O grupo Nogueira, do distrito de Viseu, que vende fruta, charcutaria e tem um espaço de agroturismo com vinhos, já exporta para mercados europeus e africanos e quer agora chegar à China. João Nogueira, o seu representante, integrou a missão da AJEPC em Guangdong, com 68 empresários, e constatou que “os chineses estão muito interessados em fazer negócio com Portugal, mas é preciso dar a conhecer o país”. “O nosso Governo tem de se mexer mais (…) há acordos mal feitos, sentimos dificuldade em entrar em certos mercados”.

A empresa Inovfood, de Lamego, já exporta vinho para a China, mas o diretor, Bruno Cardoso, também considera que a “marca Portugal está mal trabalhada” e que “o facto de não termos queijos, presuntos, compotas na China tem a ver com a falta de trabalho do Governo português”. “Li recentemente que ‘compraram’ o Cristiano Ronaldo para fazer promoção na China, mas se isso tivesse sido feito há cinco anos, se calhar estaríamos ao lado dos franceses”, assinalou.

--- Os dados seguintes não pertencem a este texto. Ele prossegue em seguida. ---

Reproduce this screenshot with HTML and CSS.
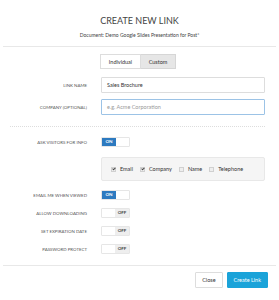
FILE: index.html
```html
<!doctype html>
<html lang="en">

<head>
	<meta charset="UTF-8">
	<title>Create New Link</title>
	<link rel="stylesheet" href="styles.css">
</head>

<body>
	<div class="modal">
		<header class="modal-head">
			<h1>CREATE NEW LINK</h1>
			<p class="doc">Document: Demo Google Slides Presentation for Post*</p>
		</header>
		<div class="modal-body">
			<div class="seg">
				<span class="seg-btn">Individual</span>
				<span class="seg-btn active">Custom</span>
			</div>
			<div class="row">
				<label>LINK NAME</label>
				<div class="field"><span class="input">Sales Brochure</span></div>
			</div>
			<div class="row">
				<label>COMPANY (OPTIONAL)</label>
				<div class="field"><span class="input focus placeholder">e.g. Acme Corporation</span></div>
			</div>
			<div class="dots"></div>
			<div class="row tog-row">
				<label>ASK VISITORS FOR INFO</label>
				<div class="field"><span class="toggle on"><b>ON</b><i></i></span></div>
			</div>
			<div class="row">
				<label></label>
				<div class="field">
					<div class="panel">
						<span class="chk checked"></span><span class="chk-text">Email</span>
						<span class="chk checked"></span><span class="chk-text">Company</span>
						<span class="chk"></span><span class="chk-text">Name</span>
						<span class="chk"></span><span class="chk-text">Telephone</span>
					</div>
				</div>
			</div>
			<div class="row tog-row">
				<label>EMAIL ME WHEN VIEWED</label>
				<div class="field"><span class="toggle on"><b>ON</b><i></i></span></div>
			</div>
			<div class="row tog-row">
				<label>ALLOW DOWNLOADING</label>
				<div class="field"><span class="toggle off"><i></i><b>OFF</b></span></div>
			</div>
			<div class="row tog-row">
				<label>SET EXPIRATION DATE</label>
				<div class="field"><span class="toggle off"><i></i><b>OFF</b></span></div>
			</div>
			<div class="row tog-row">
				<label>PASSWORD PROTECT</label>
				<div class="field"><span class="toggle off"><i></i><b>OFF</b></span></div>
			</div>
		</div>
		<footer class="modal-foot">
			<span class="btn">Close</span>
			<span class="btn primary">Create Link</span>
		</footer>
	</div>
</body>

</html>
```

FILE: styles.css
```css
html,
body {
	margin: 0;
	padding: 0;
	background: #fff;
	font-family: Lato, "Liberation Sans", sans-serif;
	color: #333;
}

.modal {
	width: 279px;
	height: 300px;
}

.modal-head {
	margin: 0 3px;
	padding-top: 15px;
	height: 31px;
	border-bottom: 1px solid #e8e8e8;
	text-align: center;
}

h1 {
	margin: 0;
	font-size: 9px;
	line-height: 11px;
	font-weight: normal;
	color: #444;
}

.doc {
	margin: 6px 0 0;
	font-size: 5px;
	line-height: 7px;
	color: #444;
}

.modal-body {
	padding: 7px 11px 0 0;
	height: 211px;
	border-bottom: 1px solid #e8e8e8;
	margin: 0 3px;
}

.seg {
	display: flex;
	justify-content: center;
	margin-left: 8px;
	margin-bottom: 8px;
}

.seg-btn {
	height: 15px;
	line-height: 15px;
	font-size: 5.5px;
	color: #333;
	border: 1px solid #ddd;
	box-sizing: border-box;
	padding: 0 7px;
	width: 41px;
	text-align: center;
}

.seg-btn.active {
	width: 35px;
	background: #e6e6e6;
	border-color: #d6d6d6;
	border-left: none;
}

.row {
	display: flex;
	align-items: center;
	margin-bottom: 6px;
}

.row label {
	width: 84px;
	flex: none;
	text-align: right;
	font-size: 4.4px;
	color: #555;
	padding-right: 14px;
}

.field {
	flex: 1;
}

.input {
	display: block;
	height: 16px;
	line-height: 14px;
	border: 1px solid #ddd;
	box-sizing: border-box;
	padding: 0 5px;
	font-size: 5.5px;
	color: #333;
	border-radius: 1px;
}

.input.focus {
	border-color: #9cc3e6;
}

.placeholder {
	color: #999;
}

.dots {
	border-top: 1px dotted #ddd;
	margin: 11px 0 10px 7px;
}

.tog-row {
	margin-bottom: 8px;
}

.toggle {
	display: flex;
	width: 29px;
	height: 10px;
	border: 1px solid #e6e6e6;
	box-sizing: border-box;
	border-radius: 1px;
	overflow: hidden;
}

.toggle b {
	width: 14px;
	font-size: 4.5px;
	line-height: 8px;
	text-align: center;
	font-weight: bold;
}

.toggle i {
	flex: 1;
	background: #fff;
}

.toggle.on b {
	background: #2d7ac0;
	color: #fff;
}

.toggle.off b {
	background: #eee;
	color: #444;
}

.panel {
	height: 24px;
	box-sizing: border-box;
	background: #f5f5f5;
	border: 1px solid #e8e8e8;
	border-radius: 2px;
	display: flex;
	align-items: center;
	padding-left: 9px;
	font-size: 5.5px;
	color: #333;
	margin-top: 2px;
	margin-bottom: 3px;
}

.chk {
	width: 3px;
	height: 3px;
	border: 1px solid #d0d0d0;
	background: #eee;
	margin-right: 4px;
	position: relative;
}

.chk.checked::after {
	content: "";
	position: absolute;
	left: 0.8px;
	top: -0.4px;
	width: 0.8px;
	height: 2px;
	border: solid #444;
	border-width: 0 0.8px 0.8px 0;
	transform: rotate(45deg);
}

.chk-text {
	margin-right: 7px;
}

.modal-foot {
	display: flex;
	justify-content: flex-end;
	gap: 4px;
	padding: 6px 11px 0 0;
}

.btn {
	height: 16px;
	line-height: 14px;
	box-sizing: border-box;
	border: 1px solid #ddd;
	font-size: 5.5px;
	padding: 0 6px;
	color: #333;
	border-radius: 1px;
}

.btn.primary {
	background: #1aa3d9;
	border-color: #1aa3d9;
	color: #fff;
}
```
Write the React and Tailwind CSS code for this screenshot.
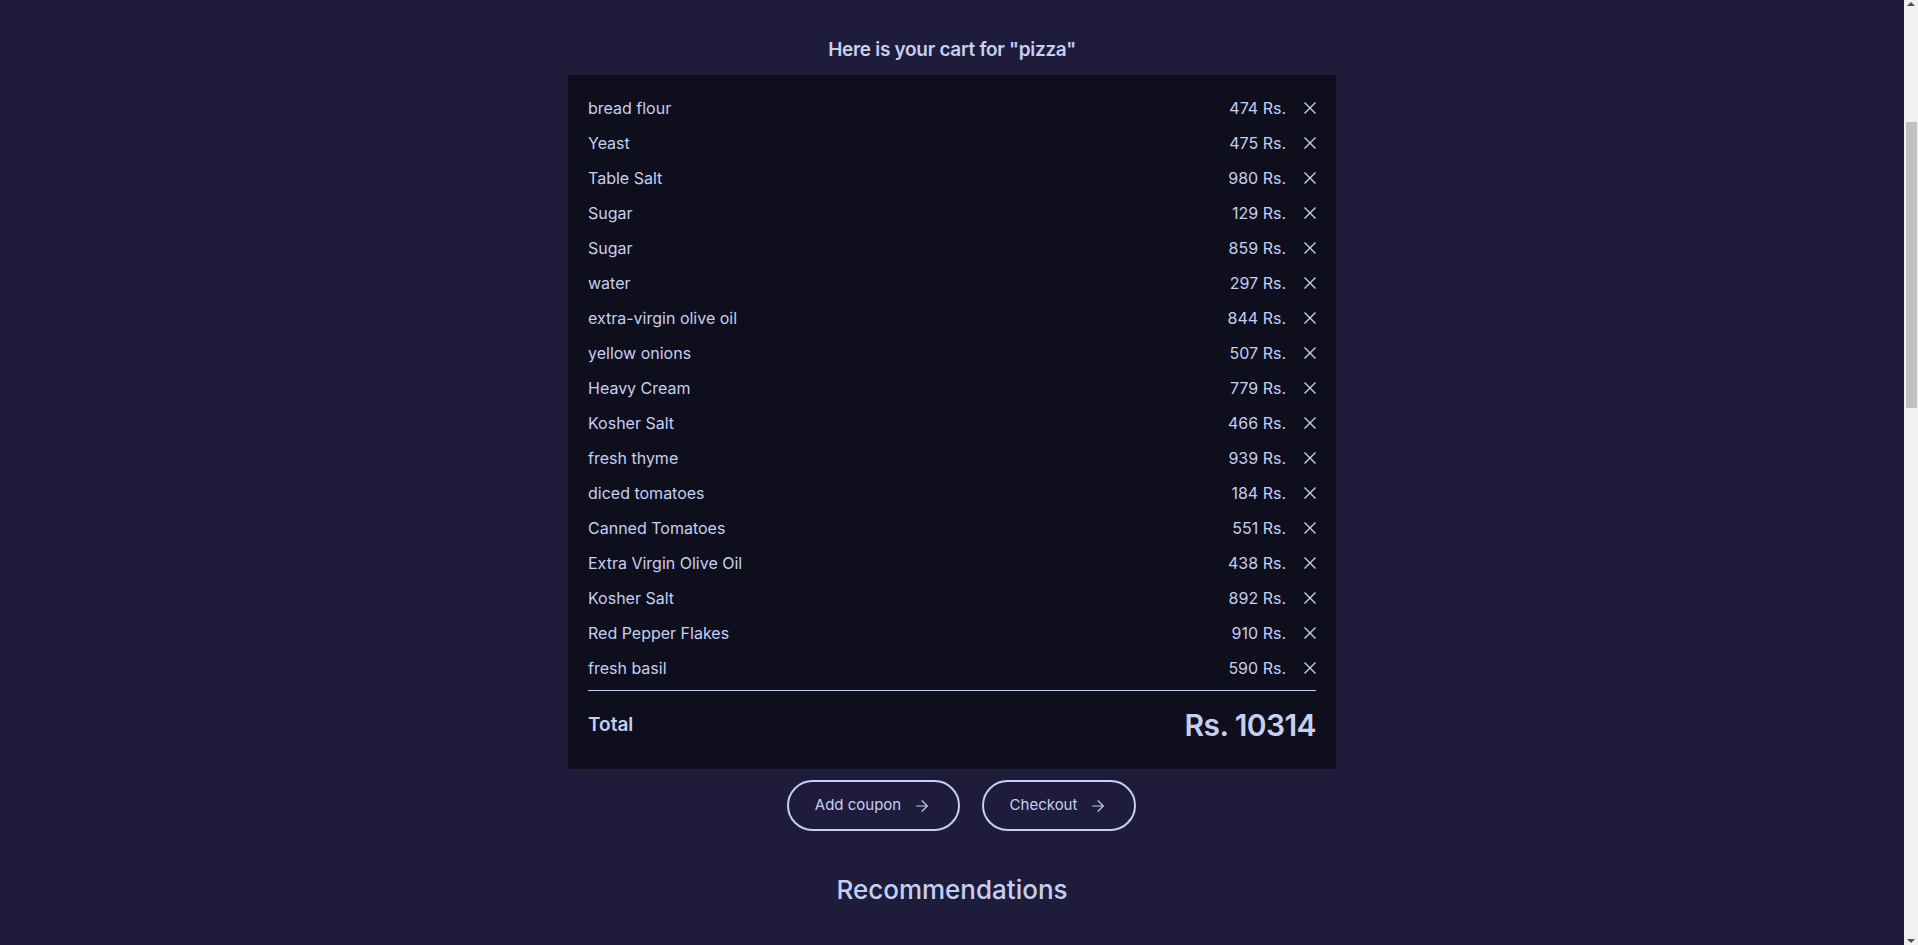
import React from 'react';
import { ArrowRight } from 'lucide-react';

const items = [
  ['bread flour', 474],
  ['Yeast', 475],
  ['Table Salt', 980],
  ['Sugar', 129],
  ['Sugar', 859],
  ['water', 297],
  ['extra-virgin olive oil', 844],
  ['yellow onions', 507],
  ['Heavy Cream', 779],
  ['Kosher Salt', 466],
  ['fresh thyme', 939],
  ['diced tomatoes', 184],
  ['Canned Tomatoes', 551],
  ['Extra Virgin Olive Oil', 438],
  ['Kosher Salt', 892],
  ['Red Pepper Flakes', 910],
  ['fresh basil', 590],
];

function CloseIcon() {
  return (
    <svg width="12" height="12" viewBox="0 0 12 12" fill="none" stroke="currentColor" strokeWidth="1.4">
      <path d="M0.5 0.5l11 11M11.5 0.5l-11 11" />
    </svg>
  );
}

// page is scrolled in the shot, so the scrollbar is drawn by hand
function Scrollbar() {
  return (
    <div className="flex w-[14px] flex-col bg-[#f1f1f1]">
      <div className="flex h-[14px] items-start justify-center pt-[2px]">
        <svg width="8" height="4" viewBox="0 0 8 4"><path d="M0 4L4 0L8 4Z" fill="#505050" /></svg>
      </div>
      <div className="mt-[108px] ml-[2px] h-[286px] w-[11px] bg-[#c1c1c1]" />
      <div className="flex-1" />
      <div className="flex h-[14px] items-end justify-center pb-[2px]">
        <svg width="8" height="4" viewBox="0 0 8 4"><path d="M0 0L8 0L4 4Z" fill="#505050" /></svg>
      </div>
    </div>
  );
}

function App() {
  const total = items.reduce((s, [, p]) => s + p, 0);

  return (
    <div className="flex h-[945px] overflow-hidden bg-[#1f1c3b] text-[#c5cff1] font-['Inter','Liberation_Sans',sans-serif]">
      <main className="flex flex-1 flex-col items-center pt-[36px]">
        <h1 className="text-[19px] leading-7 font-semibold tracking-[-0.3px]">Here is your cart for "pizza"</h1>

        <div className="mt-[11px] w-[768px] bg-[#0f0e1d] px-5 pt-[15px] pb-[24px]">
          <ul>
            {items.map(([name, price], i) => (
              <li key={i} className="flex h-[35px] items-center justify-between text-base">
                <span>{name}</span>
                <div className="flex items-center gap-[18px]">
                  <span>{price} Rs.</span>
                  <button className="text-[#c5cff1]">
                    <CloseIcon />
                  </button>
                </div>
              </li>
            ))}
          </ul>
          <div className="mt-[5px] h-px bg-[#c5cff1]" />
          <div className="mt-[14px] flex h-10 items-center justify-between">
            <span className="text-[19px] font-semibold">Total</span>
            <span className="text-[30px] font-semibold tracking-[-0.6px]">Rs. {total}</span>
          </div>
        </div>

        <div className="mt-[11px] ml-[18px] flex gap-[22px]">
          <button className="flex h-[51px] w-[173px] items-center justify-center gap-3 rounded-full border-2 border-[#c5cff1] text-[15px]">
            Add coupon
            <ArrowRight size={18} strokeWidth={1.5} />
          </button>
          <button className="flex h-[51px] w-[154px] items-center justify-center gap-3 rounded-full border-2 border-[#c5cff1] text-[15px]">
            Checkout
            <ArrowRight size={18} strokeWidth={1.5} />
          </button>
        </div>

        <h2 className="mt-[41px] text-[26px] leading-9 font-medium">Recommendations</h2>
      </main>
      <Scrollbar />
    </div>
  );
}

export default App;
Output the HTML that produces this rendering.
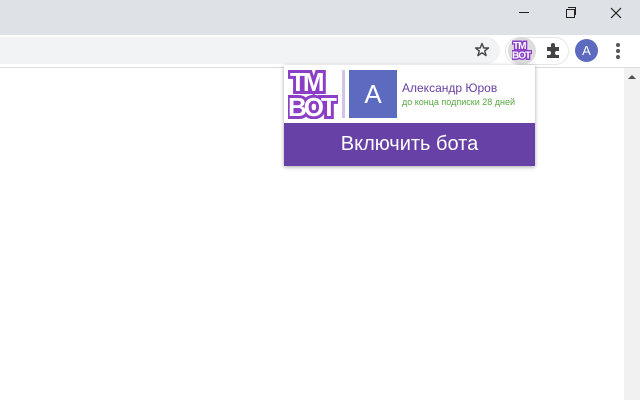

Ao apontar que esta situação complica o estabelecimento de relações de confiança com os clientes na China, o empresário diz que “é isto que muitas vezes desmotiva os produtores portugueses, pois têm de ir à China cinco, dez vezes”.

Ao alertar que a própria China será “um grande produtor de vinho”, Bruno Cardoso salienta que “enquanto os chineses fazem planos a dez anos, os portugueses fazem a dez dias”. “E isso custa-nos imenso, porque as nossas empresas não param e não mudam com os ciclos políticos”. O empresário sugere a isenção das taxas ou “um acordo para que os produtos entrem por Macau com uma taxa inferior”.

“Julgo que valeria a pena criar um grupo de trabalho plurissetorial que definisse uma estratégia a dez anos para as exportações portuguesas, de modo a sabermos em que mercados apostar”, defendeu ao concluir que “com o produto português, o marketing do Brasil e uma força de vendas espanhola, Portugal conquistava o mundo”.